John Lennon n’en finit pas d’exciter les mémoires : pour les vingt-huit ans de sa mort (est-ce un anniversaire ?), deux films sortent à une semaine d’intervalle pour rappeler l’engagement de l’auteur d’Instant Karma (Les USA contre John Lennon) et sa mort (Chapter 27). Un documentaire et une fiction qui font revivre une époque et un symbole mais perdent pour le premier tout esprit analytique et, pour le second, tout esprit cinématographique.

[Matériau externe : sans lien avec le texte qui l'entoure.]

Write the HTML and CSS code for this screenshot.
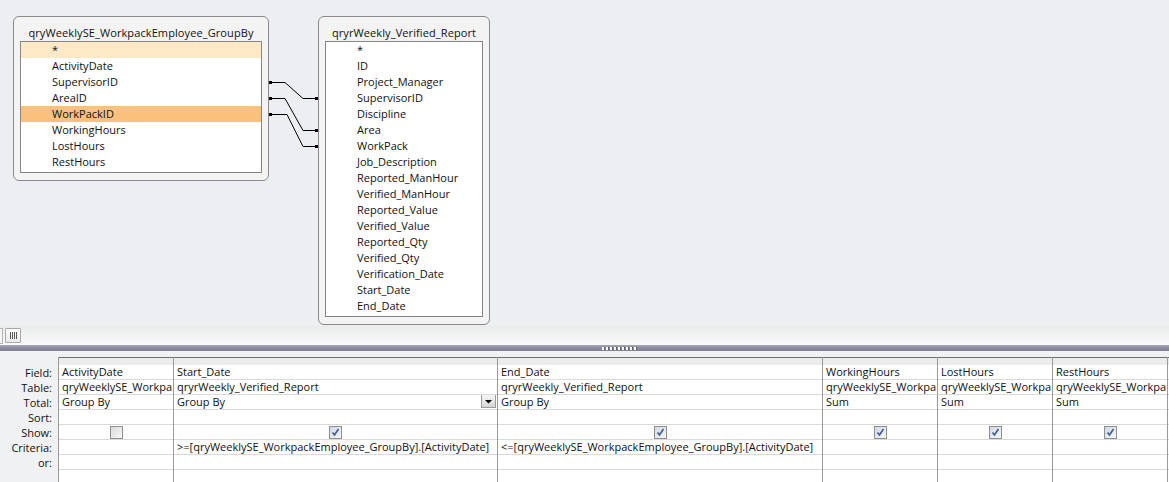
FILE: index.html
```html
<!DOCTYPE html>
<html lang="en">
<head>
    <meta charset="UTF-8">
    <title>Query Design</title>
    <link rel="stylesheet" href="styles.css">
</head>
<body>
    <div class="app">
        <!-- table diagram -->
        <div class="design">
            <div class="field-list left-list">
                <div class="list-title">qryWeeklySE_WorkpackEmployee_GroupBy</div>
                <ul class="fields">
                    <li class="star">*</li>
                    <li>ActivityDate</li>
                    <li>SupervisorID</li>
                    <li>AreaID</li>
                    <li class="selected">WorkPackID</li>
                    <li>WorkingHours</li>
                    <li>LostHours</li>
                    <li>RestHours</li>
                </ul>
            </div>

            <div class="field-list right-list">
                <div class="list-title">qryrWeekly_Verified_Report</div>
                <ul class="fields">
                    <li>*</li>
                    <li>ID</li>
                    <li>Project_Manager</li>
                    <li>SupervisorID</li>
                    <li>Discipline</li>
                    <li>Area</li>
                    <li>WorkPack</li>
                    <li>Job_Description</li>
                    <li>Reported_ManHour</li>
                    <li>Verified_ManHour</li>
                    <li>Reported_Value</li>
                    <li>Verified_Value</li>
                    <li>Reported_Qty</li>
                    <li>Verified_Qty</li>
                    <li>Verification_Date</li>
                    <li>Start_Date</li>
                    <li>End_Date</li>
                </ul>
            </div>

            <svg class="joins" width="1169" height="326" viewBox="0 0 1169 326">
                <g fill="none" stroke="#000" stroke-width="1">
                    <path d="M269 82.5 H285 L303 98.5 H318"/>
                    <path d="M269 98.5 H285 L303 130.5 H318"/>
                    <path d="M269 114.5 H287 L303 146.5 H318"/>
                </g>
                <g fill="#000">
                    <rect x="269" y="81" width="3" height="3"/>
                    <rect x="269" y="97" width="3" height="3"/>
                    <rect x="269" y="113" width="3" height="3"/>
                    <rect x="315" y="97" width="3" height="3"/>
                    <rect x="315" y="129" width="3" height="3"/>
                    <rect x="315" y="145" width="3" height="3"/>
                </g>
            </svg>
        </div>

        <div class="hscroll">
            <span class="stub"></span>
            <span class="thumb"><i></i><i></i><i></i><i></i></span>
        </div>

        <div class="splitter"><span class="grip"></span></div>

        <!-- design grid -->
        <div class="grid-pane">
            <div class="labels">
                <div class="head"></div>
                <div class="lbl">Field:</div>
                <div class="lbl">Table:</div>
                <div class="lbl">Total:</div>
                <div class="lbl">Sort:</div>
                <div class="lbl">Show:</div>
                <div class="lbl">Criteria:</div>
                <div class="lbl">or:</div>
            </div>

            <div class="col narrow">
                <div class="head"></div>
                <div class="cell">ActivityDate</div>
                <div class="cell">qryWeeklySE_Workpa</div>
                <div class="cell">Group By</div>
                <div class="cell"></div>
                <div class="cell show"><span class="check"></span></div>
                <div class="cell"></div>
                <div class="cell"></div>
            </div>

            <div class="col wide">
                <div class="head"></div>
                <div class="cell">Start_Date</div>
                <div class="cell">qryrWeekly_Verified_Report</div>
                <div class="cell total">Group By
                    <span class="drop"><svg width="7" height="5" viewBox="0 0 7 5"><path d="M0 1 H7 L3.5 4.5 Z" fill="#000"/></svg></span>
                </div>
                <div class="cell"></div>
                <div class="cell show"><span class="check on"><svg width="11" height="11" viewBox="0 0 11 11"><path d="M2.5 5.5 L4.5 8 L8.5 2" fill="none" stroke="#3b5a9a" stroke-width="1.6"/></svg></span></div>
                <div class="cell">&gt;=[qryWeeklySE_WorkpackEmployee_GroupBy].[ActivityDate]</div>
                <div class="cell"></div>
            </div>

            <div class="col wide">
                <div class="head"></div>
                <div class="cell">End_Date</div>
                <div class="cell">qryrWeekly_Verified_Report</div>
                <div class="cell">Group By</div>
                <div class="cell"></div>
                <div class="cell show"><span class="check on"><svg width="11" height="11" viewBox="0 0 11 11"><path d="M2.5 5.5 L4.5 8 L8.5 2" fill="none" stroke="#3b5a9a" stroke-width="1.6"/></svg></span></div>
                <div class="cell">&lt;=[qryWeeklySE_WorkpackEmployee_GroupBy].[ActivityDate]</div>
                <div class="cell"></div>
            </div>

            <div class="col narrow">
                <div class="head"></div>
                <div class="cell">WorkingHours</div>
                <div class="cell">qryWeeklySE_Workpa</div>
                <div class="cell">Sum</div>
                <div class="cell"></div>
                <div class="cell show"><span class="check on"><svg width="11" height="11" viewBox="0 0 11 11"><path d="M2.5 5.5 L4.5 8 L8.5 2" fill="none" stroke="#3b5a9a" stroke-width="1.6"/></svg></span></div>
                <div class="cell"></div>
                <div class="cell"></div>
            </div>

            <div class="col narrow">
                <div class="head"></div>
                <div class="cell">LostHours</div>
                <div class="cell">qryWeeklySE_Workpa</div>
                <div class="cell">Sum</div>
                <div class="cell"></div>
                <div class="cell show"><span class="check on"><svg width="11" height="11" viewBox="0 0 11 11"><path d="M2.5 5.5 L4.5 8 L8.5 2" fill="none" stroke="#3b5a9a" stroke-width="1.6"/></svg></span></div>
                <div class="cell"></div>
                <div class="cell"></div>
            </div>

            <div class="col narrow">
                <div class="head"></div>
                <div class="cell">RestHours</div>
                <div class="cell">qryWeeklySE_Workpa</div>
                <div class="cell">Sum</div>
                <div class="cell"></div>
                <div class="cell show"><span class="check on"><svg width="11" height="11" viewBox="0 0 11 11"><path d="M2.5 5.5 L4.5 8 L8.5 2" fill="none" stroke="#3b5a9a" stroke-width="1.6"/></svg></span></div>
                <div class="cell"></div>
                <div class="cell"></div>
            </div>

            <div class="col narrow">
                <div class="head"></div>
                <div class="cell"></div>
                <div class="cell"></div>
                <div class="cell"></div>
                <div class="cell"></div>
                <div class="cell"></div>
                <div class="cell"></div>
                <div class="cell"></div>
            </div>
        </div>
    </div>
</body>
</html>
```

FILE: styles.css
```css
body {
    margin: 0;
    padding: 0;
    font-family: "Open Sans", "Noto Sans", sans-serif;
    font-size: 11px;
    color: #111;
    background-color: #eceef1;
    overflow: hidden;
}

.app {
    width: 1169px;
    height: 482px;
    display: flex;
    flex-direction: column;
    overflow: hidden;
}

/* ---- design surface ---- */

.design {
    position: relative;
    height: 326px;
    flex-shrink: 0;
    background-color: #eceef1;
}

.field-list {
    position: absolute;
    top: 16px;
    box-sizing: border-box;
    border: 1px solid #8a8a8a;
    border-radius: 6px;
    background-color: #f3f3f4;
    padding: 0 6px 7px;
}

.left-list {
    left: 13px;
    width: 256px;
}

.right-list {
    left: 318px;
    width: 172px;
}

.list-title {
    height: 24px;
    line-height: 31px;
    text-align: center;
    white-space: nowrap;
    letter-spacing: 0.1px;
}

.fields {
    list-style: none;
    margin: 0;
    padding: 0 0 2px;
    border: 1px solid #868686;
    background-color: #fff;
}

.fields li {
    height: 16px;
    line-height: 16px;
    padding-left: 31px;
    white-space: nowrap;
}

.fields li.star {
    background-color: #fde9c6;
}

.fields li.selected {
    background-color: #fac17c;
}

.joins {
    position: absolute;
    left: 0;
    top: 0;
    pointer-events: none;
}

/* ---- scroll strip + splitter ---- */

.hscroll {
    height: 19px;
    flex-shrink: 0;
    display: flex;
    align-items: center;
    gap: 2px;
    background: linear-gradient(#eaebec, #f9f9f9);
}

.hscroll .stub {
    width: 2px;
    height: 14px;
    border: 1px solid #b4b4b4;
    border-left: none;
    background-color: #f4f4f4;
}

.hscroll .thumb {
    width: 14px;
    height: 13px;
    border: 1px solid #a9a9a9;
    border-radius: 1px;
    background: linear-gradient(#fdfdfd, #e9e9e9);
    display: flex;
    justify-content: center;
    align-items: center;
    gap: 1px;
}

.hscroll .thumb i {
    width: 1px;
    height: 7px;
    background-color: #555;
}

.splitter {
    height: 6px;
    flex-shrink: 0;
    background: linear-gradient(#a7a7ba, #8a8aa0 50%, #7f7f95);
    display: flex;
    justify-content: center;
    align-items: center;
}

.splitter .grip {
    width: 35px;
    height: 3px;
    margin-left: 70px;
    background-image: repeating-linear-gradient(90deg, #fff 0 2px, #5d5d70 2px 3px, transparent 3px 4px);
}

/* ---- design grid ---- */

.grid-pane {
    flex: 1;
    display: flex;
    padding-top: 6px;
    background-color: #f0f1f3;
    overflow: hidden;
}

.labels {
    width: 58px;
    flex-shrink: 0;
}

.labels .head {
    height: 8px;
}

.lbl {
    height: 15px;
    line-height: 15px;
    text-align: right;
    padding-right: 6px;
}

.col {
    flex-shrink: 0;
    box-sizing: border-box;
    border-left: 1px solid #9a9a9a;
    background-color: #fff;
}

.col.narrow {
    width: 115px;
}

.col.wide {
    width: 324px;
}

.col.wide + .col.wide {
    width: 325px;
}

.col .head {
    height: 8px;
    box-sizing: border-box;
    border-top: 1px solid #6f6f6f;
    background-color: #ececec;
}

.cell {
    height: 15px;
    line-height: 14px;
    box-sizing: border-box;
    border-bottom: 1px solid #dadada;
    padding-left: 3px;
    white-space: nowrap;
    overflow: hidden;
    position: relative;
}

.cell.show {
    display: flex;
    justify-content: center;
    align-items: center;
    padding-left: 0;
}

.check {
    width: 13px;
    height: 13px;
    box-sizing: border-box;
    border: 1px solid #8e8f8f;
    background: linear-gradient(135deg, #d9dadc, #f7f7f7);
    display: flex;
    justify-content: center;
    align-items: center;
}

.check.on {
    background: linear-gradient(135deg, #d4d8e0, #f4f6f9);
}

.drop {
    position: absolute;
    right: 1px;
    top: -1px;
    width: 15px;
    height: 14px;
    box-sizing: border-box;
    border: 1px solid #9c9c9c;
    background: linear-gradient(#f6f6f6, #d6d6d6);
    display: flex;
    justify-content: center;
    align-items: center;
}
```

Il faut être bien fou aujourd’hui pour toucher au chanteur des Beatles, d’Imagine et symbole des années 1960 et 1970 alors que l’Europe se reconstruit et que les États-Unis sombrent peu ou prou dans la guerre du Viêt-Nam. Et ce n’est d’ailleurs pas le but de ces deux films qui ont en commun l’idée de la reconstitution, rarement très habile, d’une époque de libération. Le documentaire John Lennon contre les USA est cependant bien plus intéressant que la fiction de Jarrett Schaefer : il a déjà le mérite de la recherche d’archives étonnantes sur John Lennon. Alors que John Sinclair est condamné à dix ans de prison pour quelques grammes de cannabis, les bombardements au napalm s’intensifient… 1969 marque ainsi la réelle entrée de John Lennon (icône donc écouté) sur la scène politique américaine que l’on connaît à l’époque pour sa grande tolérance. Entre concerts de soutien et manifestations divers, une contre-culture apparaît alors : le mouvement post-Woodstock a cela de curieux (et les amalgames du film de David Leaf et John Scheinfeld en sont un témoignage contemporain) qu’il est composé de combats extrêmement divers comme le pacifisme, la libération sexuelle, la cause noire… Les archives montrent assez bien la conjugaison dans cette lutte de l’idolâtrie pour Lennon et de la naissance de nouvelles idées, de nouvelles envies populaires. Entre des images de manifestations anti-Vietnam et celles, fameuses, des bed-in de Lennon et Yoko Ono, on retrouve, avec plaisir il est vrai, l’originalité d’un couple dans une période de transition joyeuse et violente.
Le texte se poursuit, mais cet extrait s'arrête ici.